Ultrapassar Jordan na lista dos cestinhas não significa de modo algum que Kobe substituiu a lenda do Chicago Bulls como o melhor jogador da história. Para isso acontecer, Bryant precisará ainda de 1.268 jogos para chegar lá, ou 196 jogos a mais que Jordan, ou mesmo ter uma média de pontos melhor.
Jordan registrou uma média de 30,1 pontos/partida em sua carreira, mais do que a média de Bryant em todas as suas temporadas com exceção de 2 delas. Bryant está em sua 19ª temporada, Jordan jogou apenas 15. Aposentou-se por 2 vezes, perdendo 4 temporadas. Jordan marcou seus últimos 2.851 pontos como um membro dos Wizards, quando ele tinha 39 e 40 anos de idade. Esses detalhes fazem com que o caso de Bryant superar Jordan não seja tão significativo como possa parecer. Mas esses são números cruéis e que não permitem discussão no contexto.
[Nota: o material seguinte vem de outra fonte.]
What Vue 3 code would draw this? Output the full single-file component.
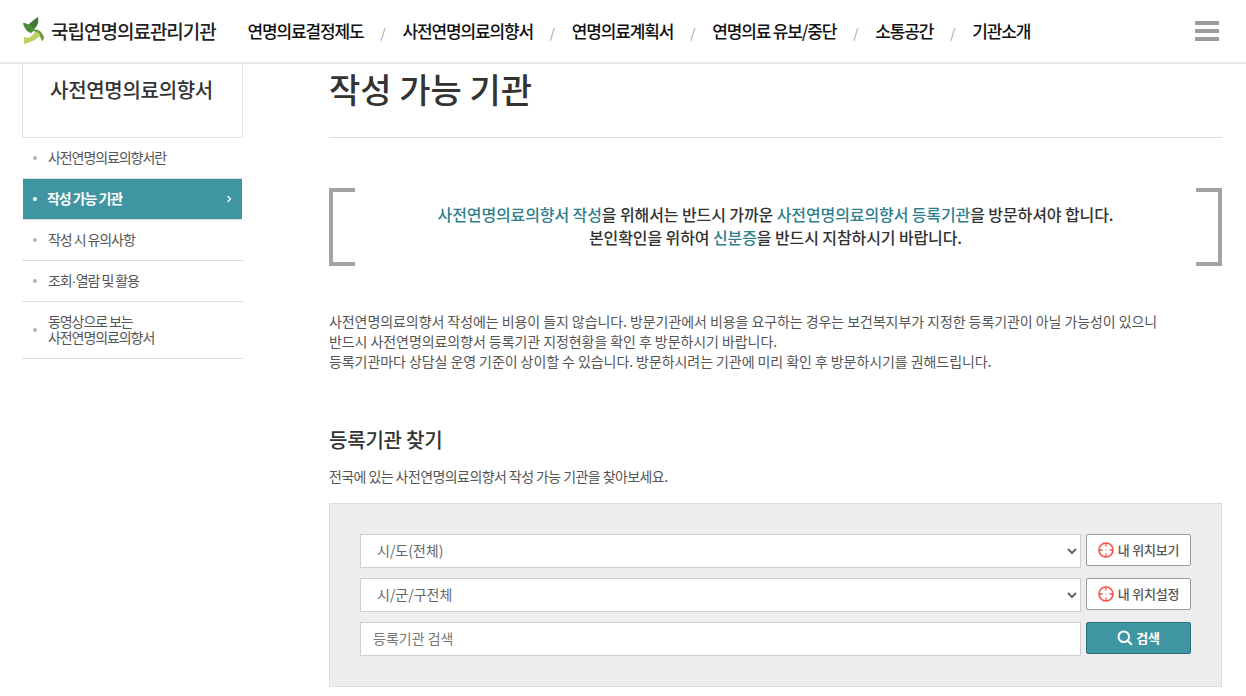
<script setup>
const nav = ['연명의료결정제도', '사전연명의료의향서', '연명의료계획서', '연명의료 유보/중단', '소통공간', '기관소개']
const side = [
  { t: '사전연명의료의향서란' },
  { t: '작성 가능 기관', on: true },
  { t: '작성 시 유의사항' },
  { t: '조회', mid: '·', rest: '열람 및 활용' },
  { t: '동영상으로 보는\n사전연명의료의향서' }
]
</script>

<template>
  <div class="page">
    <header class="hd">
      <div class="logo">
        <svg class="mark" width="22" height="28" viewBox="0 0 22 28">
          <path d="M15 0C16 4 15 9 11 12C9 11 7 10 5 9C7 5 11 3 15 0z" fill="#3f7a35" />
          <path d="M0 6C4 6 9 8 12 13L8 16C4 15 1 11 0 6z" fill="#4f8a3a" />
          <path d="M10 13C14 11 19 14 21 20C21 22 20 24 19 24C18 20 15 17 10 13z" fill="#6f9a3e" />
          <path d="M1 27V20C5 22 9 20 12 15C15 15 17 16 17 18C14 23 8 25 1 27z" fill="#bfd264" />
        </svg>
        <span>국립연명의료관리기관</span>
      </div>
      <nav class="nav">
        <template v-for="(n, i) in nav" :key="n">
          <a>{{ n }}</a>
          <i v-if="i < nav.length - 1">/</i>
        </template>
      </nav>
      <div class="burger"><b></b><b></b><b></b></div>
    </header>

    <div class="body">
      <aside class="side">
        <h2>사전연명의료의향서</h2>
        <ul>
          <li v-for="s in side" :key="s.t" :class="{ on: s.on }">
            <span class="dot"></span>
            <span class="lbl">{{ s.t }}<span v-if="s.mid" class="mid">{{ s.mid }}</span>{{ s.rest }}</span>
            <svg v-if="s.on" class="chev" width="6" height="8" viewBox="0 0 6 8"><path d="M1.5 1l3 3-3 3" fill="none" stroke="#fff" stroke-width="1.3" /></svg>
          </li>
        </ul>
      </aside>

      <main class="main">
        <h1>작성 가능 기관</h1>
        <section class="notice">
          <p><em>사전연명의료의향서 작성</em>을 위해서는 반드시 가까운 <em>사전연명의료의향서 등록기관</em>을 방문하셔야 합니다.</p>
          <p>본인확인을 위하여 <em>신분증</em>을 반드시 지참하시기 바랍니다.</p>
        </section>
        <p class="desc">사전연명의료의향서 작성에는 비용이 들지 않습니다. 방문기관에서 비용을 요구하는 경우는 보건복지부가 지정한 등록기관이 아닐 가능성이 있으니<br>반드시 사전연명의료의향서 등록기관 지정현황을 확인 후 방문하시기 바랍니다.<br>등록기관마다 상담실 운영 기준이 상이할 수 있습니다. 방문하시려는 기관에 미리 확인 후 방문하시기를 권해드립니다.</p>
        <h3>등록기관 찾기</h3>
        <p class="sub">전국에 있는 사전연명의료의향서 작성 가능 기관을 찾아보세요.</p>
        <div class="search">
          <div class="row">
            <select class="field"><option>시/도(전체)</option></select>
            <button class="btn">
              <svg width="16" height="16" viewBox="0 0 16 16"><circle cx="8" cy="8" r="7" fill="none" stroke="#f4524a" stroke-width="1.6" /><path d="M8 1v3.5M8 11.5V15M1 8h3.5M11.5 8H15" stroke="#f4524a" stroke-width="1.3" /><circle cx="8" cy="8" r=".8" fill="#f9a09a" /></svg>
              내 위치보기
            </button>
          </div>
          <div class="row">
            <select class="field"><option>시/군/구전체</option></select>
            <button class="btn">
              <svg width="16" height="16" viewBox="0 0 16 16"><circle cx="8" cy="8" r="7" fill="none" stroke="#f4524a" stroke-width="1.6" /><path d="M8 1v3.5M8 11.5V15M1 8h3.5M11.5 8H15" stroke="#f4524a" stroke-width="1.3" /><circle cx="8" cy="8" r=".8" fill="#f9a09a" /></svg>
              내 위치설정
            </button>
          </div>
          <div class="row">
            <input class="field txt" placeholder="등록기관 검색" />
            <button class="btn go">
              <svg width="16" height="16" viewBox="0 0 16 16"><circle cx="6.8" cy="6.8" r="5.3" fill="none" stroke="#fff" stroke-width="2" /><path d="M10.8 10.8l4 4" stroke="#fff" stroke-width="2.2" /></svg>
              검색
            </button>
          </div>
        </div>
      </main>
    </div>
  </div>
</template>

<style>
html, body { margin: 0; background: #fff; overflow: hidden; }
</style>

<style scoped>
.page { width: 1246px; height: 696px; overflow: hidden; font-family: "Noto Sans CJK KR", "Noto Sans", sans-serif; color: #333; }
.hd { height: 62px; border-bottom: 2px solid #e8e8e8; display: flex; align-items: center; box-sizing: content-box; padding-left: 24px; }
.logo { display: flex; align-items: center; gap: 6px; width: 223.5px; font-size: 19px; font-weight: 500; color: #222; letter-spacing: -1px; margin-bottom: 2px; }
.mark { flex: none; margin-left: -1px; margin-top: 2px; }
.nav { display: flex; align-items: center; font-size: 17px; font-weight: 500; color: #111; letter-spacing: -1.14px; margin-bottom: 2px; }
.nav a { white-space: nowrap; }
.nav i { width: 38.9px; text-align: center; color: #a09a94; font-style: normal; font-size: 13px; font-weight: 400; letter-spacing: 0; margin-top: 4px; }
.burger { margin-left: auto; margin-right: 27px; width: 24px; display: flex; flex-direction: column; gap: 4px; }
.burger b { display: block; height: 4px; background: #9c9c9c; }
.body { display: flex; padding-left: 22px; }
.side { width: 221px; flex: none; }
.side h2 { margin: 0; height: 73px; box-sizing: content-box; border: 1px solid #e2e2e2; border-top: 0; padding-right: 0; text-align: center; font-size: 20px; font-weight: 500; letter-spacing: -0.3px; line-height: 52px; color: #333; text-indent: -2px; }
ul { list-style: none; margin: 0; padding: 0; }
li { display: flex; align-items: center; min-height: 40px; border-bottom: 1px solid #dcdcdc; padding: 0 10px 0 11px; font-size: 14px; letter-spacing: -1.08px; line-height: 16px; color: #555; white-space: pre-line; }
li:last-child { min-height: 56px; }
.lbl { margin-top: -2px; }
.mid { font-family: "Liberation Sans", sans-serif; letter-spacing: -0.5px; }
.dot { width: 4px; height: 4px; border-radius: 50%; background: #b4b4b4; margin-right: 11px; flex: none; }
li.on { background: #3f95a1; color: #fff; font-weight: 700; margin-left: 1px; margin-right: 1px; padding-left: 10px; }
li.on .lbl { margin-left: -1px; }
li.on .dot { background: #fff; }
.chev { margin-left: auto; }
.main { width: 893px; margin-left: 86px; }
h1 { margin: 0; height: 73px; border-bottom: 1px solid #dcdcdc; font-size: 34px; font-weight: 500; letter-spacing: 0; color: #333; line-height: 50px; }
.notice { margin-top: 50px; height: 78px; box-sizing: border-box; padding-bottom: 2px; position: relative; text-align: center; font-size: 16px; font-weight: 500; line-height: 23px; letter-spacing: -0.1px; color: #333; display: flex; flex-direction: column; justify-content: center; }
.notice::before, .notice::after { content: ""; position: absolute; top: 0; bottom: 0; width: 22px; border: 4px solid #a3a3a3; }
.notice::before { left: 0; border-right: 0; }
.notice::after { right: 0; border-left: 0; }
.notice p { margin: 0; }
em { font-style: normal; color: #2f7f8c; }
.desc { margin: 45px 0 0; font-size: 14px; line-height: 20px; letter-spacing: -0.07px; color: #555; }
h3 { margin: 54px 0 0; font-size: 20px; font-weight: 500; letter-spacing: -0.2px; color: #333; line-height: 30px; }
.sub { margin: 11px 0 0; font-size: 14px; letter-spacing: -0.58px; color: #555; line-height: 20px; }
.search { margin-top: 17px; height: 184px; box-sizing: border-box; background: #eee; border: 1px solid #dcdcdc; padding: 30px 30px 0; display: flex; flex-direction: column; gap: 10px; }
.row { display: flex; justify-content: space-between; align-items: flex-start; height: 34px; }
.field { width: 721px; height: 34px; box-sizing: border-box; border: 1px solid #cfcfcf; background: #fff; font-family: inherit; font-size: 14px; color: #666; padding: 0 12px 2px; border-radius: 0; }
.txt { outline: 0; }
.txt::placeholder { color: #777; }
.btn { width: 105px; height: 32px; box-sizing: border-box; border: 1px solid #9a9a9a; border-radius: 2px; background: #fff; font-family: inherit; font-size: 13px; font-weight: 500; color: #555; display: flex; align-items: center; justify-content: center; gap: 4px; padding: 0 0 1px; letter-spacing: -0.2px; }
.go { background: #3f95a1; border-color: #2c6f7a; color: #fff; font-weight: 700; gap: 3px; }
</style>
Para começar, Bryant jogou com Shaquille O’Neal por aproximadamente a 1ª metade de sua carreira nos Lakers. “Mike foi a âncora com os Bulls”, disse Fox. “Tudo começou e terminou com ele. E nem sempre começou e terminou com Kobe.” Para Shaw, que também foi um dos assistentes técnicos de Phil Jackson no comando dos Lakers, Jordan continua sendo o melhor jogador na história da NBA.
Mas Bryant está próximo dele. “Acho que Kobe é um dos 2 melhores atrás dele”, disse Shaw, “e que não há muita diferença entre os dois.” Shaw previu que Bryant descreveria o fato de passar Jordan na lista dos maiores pontuadores como “apenas outra marca histórica”, mas afirmou que, em um nível mais profundo, isto significa muito mais. “É óbvio que Jordan era alguém que Kobe idolatrava e admirava”, disse Shaw. “Além disso, ele fez várias coisas importantes na sua carreira até este ponto. E acho que será uma das coisas que ficará marcada na história.”
Sempre mantendo a mente em direção à história, ele disse: “Eu sinto uma grande sensação de realização por ter carregado um legado de 2 armadores como Jerry West e Michael Jordan. Me sinto ótimo sobre isso.”
Se Bryant, que já era provavelmente o melhor armador da NBA em 2003, pegou o bastão de Jordan com sua performance de 55 pontos, quem será que vai tomar dele? “Não é minha responsabilidade”, enfatizou Bryant. “Alguém vai aparecer e apenas tomará de mim.”